At any rate, back to your question: what is milonga? So it comes in with this heritage of choreography, and the conga lines are there in candombe, and it comes in with the pugnaciousness and the rap-like battling in rhymes. And then there is this insertion of candombe, pure – well, nothing's pure – scintillatingly influenced by Kongo. Master tango dancers like Lampazo or Pibe Palermo – Pibe Palermo said almost word for word what our friend in New Orleans [Jelly Roll Morton] said: to get the jazz right you've gotta season it with the Spanish tinge. He said, to get the right flavor in milonga you have to season it with candombe. And he hung out with blacks. He was like the Eminem of his generation. He just couldn't get enough of the brothers and their art. One day his dad walked in, and he was practicing with two blacks these very candombe, get-down-range dancing steps, his father comes in and says, "damn! my son is turning black right in front of me." And his black buddy says, "Aw, let him do it. The kid knows his stuff." Well, Pibe Palermo to this day can dance like Stumpin' Stumpy in the history of jazz dancing in our country.

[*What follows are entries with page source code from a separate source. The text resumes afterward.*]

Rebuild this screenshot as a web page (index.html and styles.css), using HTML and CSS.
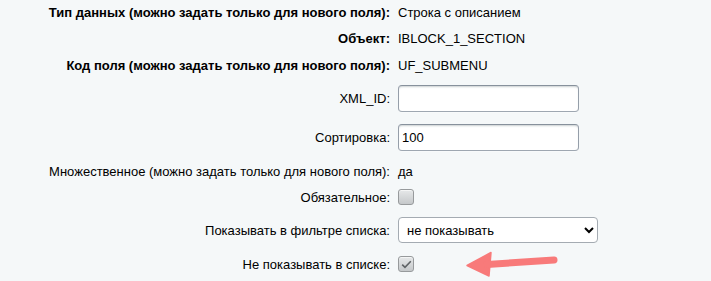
FILE: index.html
```html
<!DOCTYPE html>
<html lang="ru">
<head>
    <meta charset="UTF-8">
    <title>Пользовательское поле</title>
    <link rel="stylesheet" href="styles.css">
</head>
<body>
    <div class="form">
        <div class="label bold">Тип данных (можно задать только для нового поля):</div>
        <div class="value">Строка с описанием</div>

        <div class="label bold">Объект:</div>
        <div class="value">IBLOCK_1_SECTION</div>

        <div class="label bold">Код поля (можно задать только для нового поля):</div>
        <div class="value">UF_SUBMENU</div>

        <div class="label">XML_ID:</div>
        <div class="value"><input type="text" class="field" value=""></div>

        <div class="label">Сортировка:</div>
        <div class="value"><input type="text" class="field" value="100"></div>

        <div class="label">Множественное (можно задать только для нового поля):</div>
        <div class="value">да</div>

        <div class="label">Обязательное:</div>
        <div class="value"><span class="check"></span></div>

        <div class="label">Показывать в фильтре списка:</div>
        <div class="value">
            <select class="dropdown">
                <option>не показывать</option>
                <option>простой фильтр</option>
            </select>
        </div>

        <div class="label">Не показывать в списке:</div>
        <div class="value">
            <span class="check">
                <svg width="11" height="9" viewBox="0 0 11 9"><path d="M1.2 4.6 L4 7.4 L9.8 1.2" fill="none" stroke="#5f6366" stroke-width="1.6"/></svg>
            </span>
        </div>
    </div>

    <!-- pointer drawn over the screenshot -->
    <svg class="pointer" width="110" height="36" viewBox="460 246 110 36">
        <path d="M467 265.5 L491 252.5 L489 276 Z" fill="#f87a7a" stroke="#f87a7a" stroke-width="1.5" stroke-linejoin="round"/>
        <path d="M487 264.5 L554 260" fill="none" stroke="#f87a7a" stroke-width="7" stroke-linecap="round"/>
    </svg>
</body>
</html>
```

FILE: styles.css
```css
body {
    margin: 0;
    background-color: #f5f8f9;
    font-family: "Liberation Sans", Arial, sans-serif;
    font-size: 13px;
    color: #000;
}

.form {
    display: grid;
    grid-template-columns: 390px 1fr;
    grid-template-rows: 25px 27px 26px 40px 39px 28px 24px 42px 26px;
    column-gap: 8px;
}

.label {
    display: flex;
    align-items: center;
    justify-content: flex-end;
    white-space: nowrap;
}

.bold {
    font-weight: bold;
}

.value {
    display: flex;
    align-items: center;
}

.field {
    box-sizing: border-box;
    width: 181px;
    height: 27px;
    padding: 0 3px;
    font-family: "Liberation Sans", Arial, sans-serif;
    font-size: 13px;
    color: #000;
    background: #fff;
    border: 1px solid;
    border-color: #87919c #959ea9 #9ea7b1 #959ea9;
    border-radius: 4px;
    box-shadow: 0 1px 0 0 rgba(255, 255, 255, 0.3), inset 0 2px 2px -1px rgba(180, 188, 191, 0.7);
    outline: none;
}

.dropdown {
    box-sizing: border-box;
    width: 200px;
    height: 26px;
    padding: 0 4px;
    font-family: "Liberation Sans", Arial, sans-serif;
    font-size: 13px;
    color: #000;
    background: #fff;
    border: 1px solid #a4abb2;
    border-radius: 4px;
}

.check {
    box-sizing: border-box;
    display: flex;
    align-items: center;
    justify-content: center;
    width: 16px;
    height: 16px;
    border: 1px solid #979a9c;
    border-radius: 3px;
    background: linear-gradient(to bottom, #e6e8e9, #c5c8ca);
    box-shadow: inset 0 1px 0 #f4f5f5;
}

.pointer {
    position: absolute;
    left: 460px;
    top: 246px;
}
```
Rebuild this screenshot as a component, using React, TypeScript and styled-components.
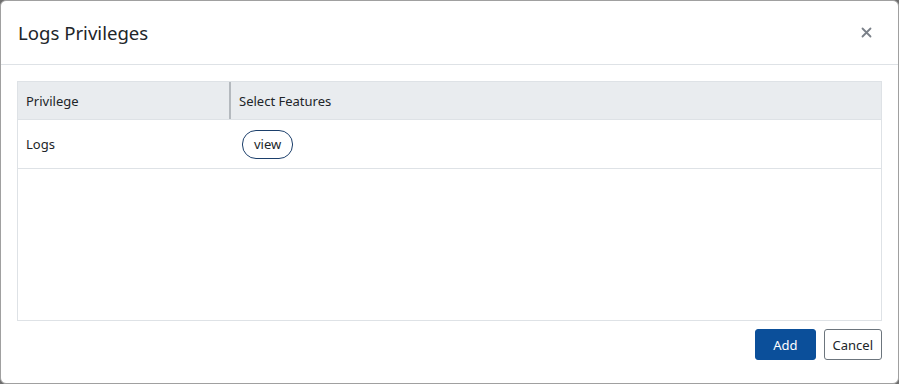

I watched him – he'd go through about five sequences in a minute and a half. Of making fun of drunks, and knocking his leg like he's telling his leg what to do next. All sorts of things that a jazz dancer up here would immediately smile at.
That's one of the tests. How do we know there's African influence involved here? When I read milongas making fun of people to my black friends, they started laughing immediately. They got it. It's like the dozens. Cultural recognition. Cultural preparation and cultural recognition.
NS: Sonically, how would you recognize a milonga as opposed to a tango?
RFT: Milonga is happy. Milonga is full of riffs. I asked that question to a lot of tangueros; cuál es la diferencia entre tango y milonga? What's the difference? And they said, well, tango, you know, is often melancholic, thoughtful, meditative. Milonga is [snaps fingers] happy, upbeat. Milonga is fast. But most of all, milonga is repetitious. It's riff-oriented. So when you're dancing tango, you may go through all kinds of smooth transitions. You're dancing milonga, if you hit the viborita, the little snake, and not one, two, three, four, five repetitions of it. You're savoring it for the riffiness of it. Like something out of Ellington, or those incredible riffs that René Hernández wrote for Machito.
NS: You mentioned canyengue. What's canyengue?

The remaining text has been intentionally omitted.